* Records for processing:
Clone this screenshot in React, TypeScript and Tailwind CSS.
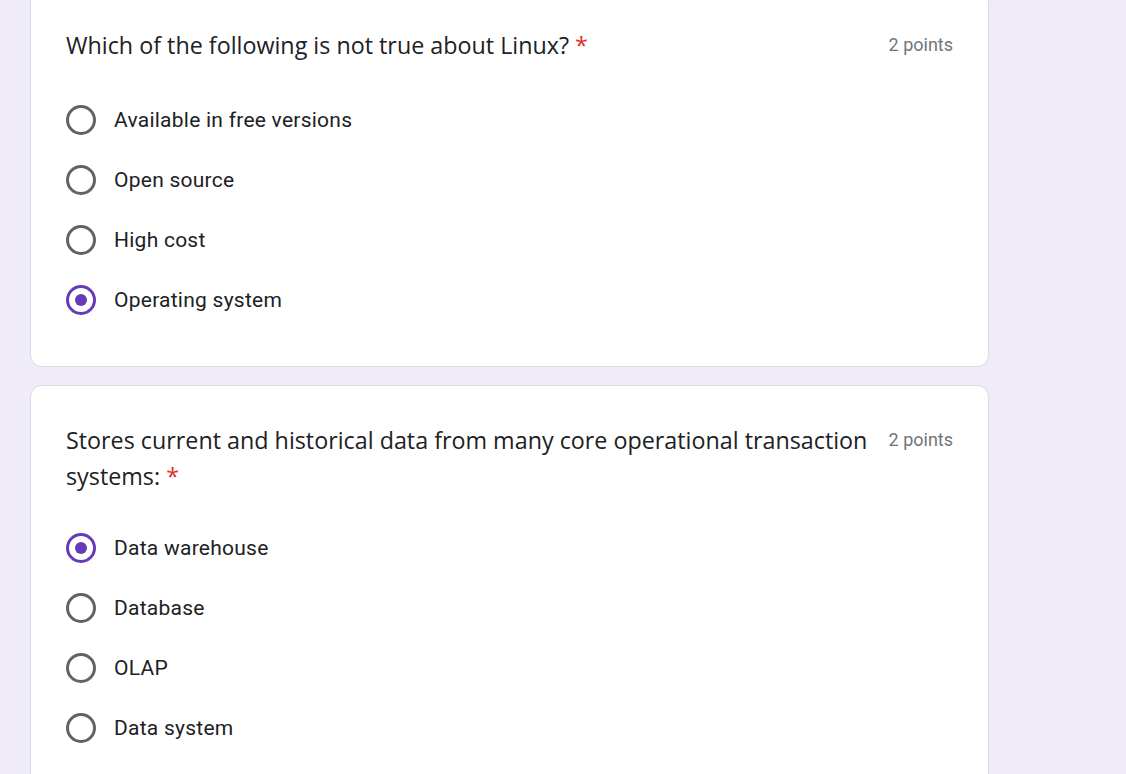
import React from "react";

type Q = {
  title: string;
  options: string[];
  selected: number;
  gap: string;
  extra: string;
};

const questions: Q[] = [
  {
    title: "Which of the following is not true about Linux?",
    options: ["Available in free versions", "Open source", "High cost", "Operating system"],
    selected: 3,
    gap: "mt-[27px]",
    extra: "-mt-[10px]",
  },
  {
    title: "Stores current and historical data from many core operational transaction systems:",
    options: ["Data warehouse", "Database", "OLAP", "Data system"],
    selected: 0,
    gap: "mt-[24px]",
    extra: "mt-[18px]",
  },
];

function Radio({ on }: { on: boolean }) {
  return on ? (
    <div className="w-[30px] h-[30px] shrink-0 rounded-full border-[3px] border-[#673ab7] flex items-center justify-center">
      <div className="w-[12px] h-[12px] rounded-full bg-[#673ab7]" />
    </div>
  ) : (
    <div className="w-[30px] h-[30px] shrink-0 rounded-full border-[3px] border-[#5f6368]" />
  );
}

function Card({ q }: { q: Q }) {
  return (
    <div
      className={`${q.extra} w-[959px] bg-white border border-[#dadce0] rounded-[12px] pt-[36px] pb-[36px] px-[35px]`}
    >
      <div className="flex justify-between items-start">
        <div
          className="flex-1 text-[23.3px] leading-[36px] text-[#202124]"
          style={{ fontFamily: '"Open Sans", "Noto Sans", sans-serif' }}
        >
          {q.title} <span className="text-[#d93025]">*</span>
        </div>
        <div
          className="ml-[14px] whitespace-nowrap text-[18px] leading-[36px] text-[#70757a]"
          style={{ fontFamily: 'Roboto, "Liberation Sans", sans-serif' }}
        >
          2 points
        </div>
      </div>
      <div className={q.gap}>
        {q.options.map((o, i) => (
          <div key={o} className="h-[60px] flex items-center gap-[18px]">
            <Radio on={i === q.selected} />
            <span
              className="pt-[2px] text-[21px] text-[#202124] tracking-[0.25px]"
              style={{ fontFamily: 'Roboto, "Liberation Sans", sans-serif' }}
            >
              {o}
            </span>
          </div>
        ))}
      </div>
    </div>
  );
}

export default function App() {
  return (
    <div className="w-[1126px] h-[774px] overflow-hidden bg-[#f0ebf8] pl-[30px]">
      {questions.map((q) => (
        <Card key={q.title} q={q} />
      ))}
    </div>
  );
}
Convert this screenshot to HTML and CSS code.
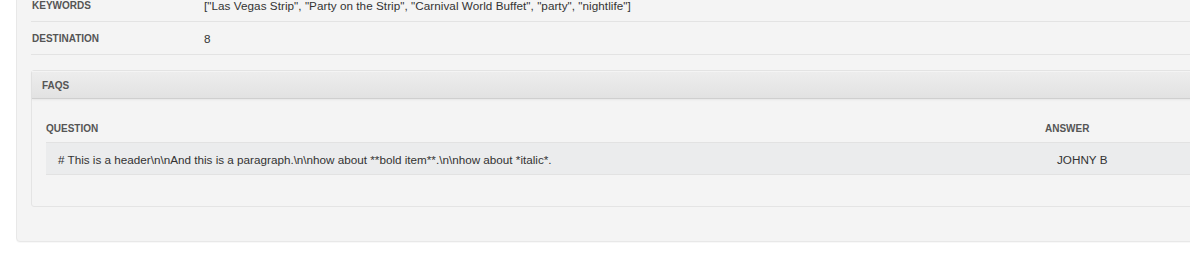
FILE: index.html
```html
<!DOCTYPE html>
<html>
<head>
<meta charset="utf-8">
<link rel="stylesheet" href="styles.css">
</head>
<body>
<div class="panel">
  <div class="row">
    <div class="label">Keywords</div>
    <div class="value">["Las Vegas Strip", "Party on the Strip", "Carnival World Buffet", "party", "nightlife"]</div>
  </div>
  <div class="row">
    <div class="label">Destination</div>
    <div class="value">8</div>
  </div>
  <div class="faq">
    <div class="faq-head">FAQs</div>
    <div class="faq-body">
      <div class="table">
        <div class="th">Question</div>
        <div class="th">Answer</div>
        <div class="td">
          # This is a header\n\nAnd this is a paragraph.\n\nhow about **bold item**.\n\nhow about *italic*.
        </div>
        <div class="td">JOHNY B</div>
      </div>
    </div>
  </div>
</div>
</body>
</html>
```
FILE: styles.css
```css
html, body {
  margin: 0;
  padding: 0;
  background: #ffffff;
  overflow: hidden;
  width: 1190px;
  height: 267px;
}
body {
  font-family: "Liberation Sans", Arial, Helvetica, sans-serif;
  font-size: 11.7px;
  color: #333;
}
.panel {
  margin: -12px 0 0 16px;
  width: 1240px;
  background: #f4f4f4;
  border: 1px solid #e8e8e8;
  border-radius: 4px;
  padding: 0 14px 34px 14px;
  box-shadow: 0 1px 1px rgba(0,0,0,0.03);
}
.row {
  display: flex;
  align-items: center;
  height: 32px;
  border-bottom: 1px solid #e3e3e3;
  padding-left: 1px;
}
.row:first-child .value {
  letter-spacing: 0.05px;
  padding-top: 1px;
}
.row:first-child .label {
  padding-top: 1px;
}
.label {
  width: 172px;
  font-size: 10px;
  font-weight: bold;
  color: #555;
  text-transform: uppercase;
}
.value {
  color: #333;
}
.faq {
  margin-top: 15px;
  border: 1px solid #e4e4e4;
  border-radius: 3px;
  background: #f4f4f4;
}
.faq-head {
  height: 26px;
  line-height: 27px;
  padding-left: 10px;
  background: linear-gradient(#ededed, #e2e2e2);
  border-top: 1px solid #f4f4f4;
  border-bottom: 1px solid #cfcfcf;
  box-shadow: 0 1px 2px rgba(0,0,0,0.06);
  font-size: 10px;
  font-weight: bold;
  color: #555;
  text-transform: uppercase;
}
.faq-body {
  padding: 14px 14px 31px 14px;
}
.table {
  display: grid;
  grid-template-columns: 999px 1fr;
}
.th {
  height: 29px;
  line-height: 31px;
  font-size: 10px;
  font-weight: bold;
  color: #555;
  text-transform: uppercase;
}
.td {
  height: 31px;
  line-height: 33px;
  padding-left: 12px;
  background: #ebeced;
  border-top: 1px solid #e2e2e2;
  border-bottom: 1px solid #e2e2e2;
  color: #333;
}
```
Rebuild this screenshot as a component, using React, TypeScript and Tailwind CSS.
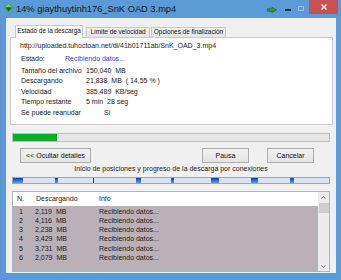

* Problem statement: In the entries above, locate every line with the word "Tailwind" and copy it.

* Solution to this problem:
Clone this screenshot in React, TypeScript and Tailwind CSS.
Rebuild this screenshot as a component, using React, TypeScript and Tailwind CSS.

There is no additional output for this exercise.